Six Pennsylvania School districts, including the Panther Valley School District, filed a lawsuit in 2014 claiming that the state had not met its constitutional duty to fund the cost of education. The issue is an old one. Districts with low value properties must tax their property owners at a higher rate than rich districts. The rich districts are awash in money; students in the poor districts suffer.
The Commonwealth Court dismissed the case last year, but the State Supreme Court is hearing an appeal of that dismissal. Legislators and Gov. Wolf want the Court to uphold the dismissal.
Just last week a Connecticut court threw out the state’s funding formula, which was also based on property taxes.
I have been a defender of some sort of property tax, but I’ve changing my mind. There are ways to make the system fair, but they are unlikely. For example, we could pay our property tax into a central fund. Let’s say every property owner paid 1% of the assessed value of the property to the PA Department of Revenue, and then it was distributed to each district on a per-pupil formula.
The Department of Education would probably have to adjust the formula to give districts with more special needs students more funding, and other tweaks might be necessary, but the quality of a student’s education would no longer depend on whether he or she lived in Panther Valley or Parkland.

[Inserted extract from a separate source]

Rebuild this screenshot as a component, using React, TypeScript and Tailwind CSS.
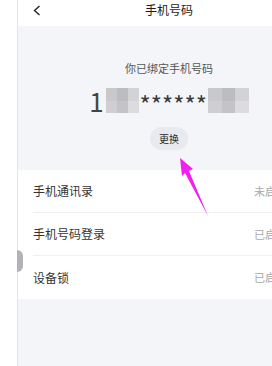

That won’t happen. Rich districts will want to retain the current system, and rich districts have more clout. Legislators like Doyle Heffley don’t really want to eliminate the property tax either. This way they can promise to do it every two or four years, but nothing happens, even when the Republicans had a majority in both houses and Corbett was in office.
The only way we will fix this is if the Court says the system does not meet constitutional standards. Keep your fingers crossed.